Left-wing politics of memory and critical theoretical reflection
Rosa-Luxemburg-Stiftung’s work is guided by a critical understanding of history and historical consciousness. The past frames the conditions for political action in the present in very essential ways. But while narratives and views of history may serve to legitimise power relations, they can also serve to assert political alternatives. As an institution based in the Federal Republic of Germany but active throughout the world, we address the crimes perpetrated by Germany, such as the war and extermination policies of National Socialism, or colonialism. We criticise revisionist narratives that relativise the crimes committed under National Socialism. We are interested in the history of liberation movements and of the Left throughout the world, and this interest includes a critical examination of the history of socialist states.
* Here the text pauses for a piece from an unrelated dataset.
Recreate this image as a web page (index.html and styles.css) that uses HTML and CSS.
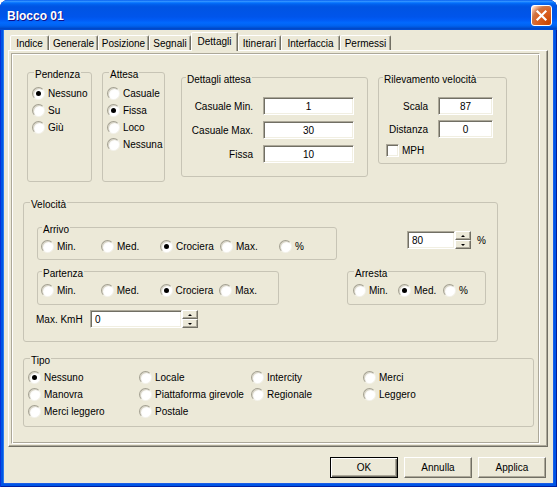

In our political education projects, we develop views and narratives of history that aim to highlight – and encourage people to make use of – spaces for political action. We also discuss critical social theories, political economy, and theories of education. We believe that theoretical reflection is an integral part of political praxis. In our international work, too, we deal with prominent figures in the history of socialism, giving special attention to Karl Marx and our namesake, Rosa Luxemburg.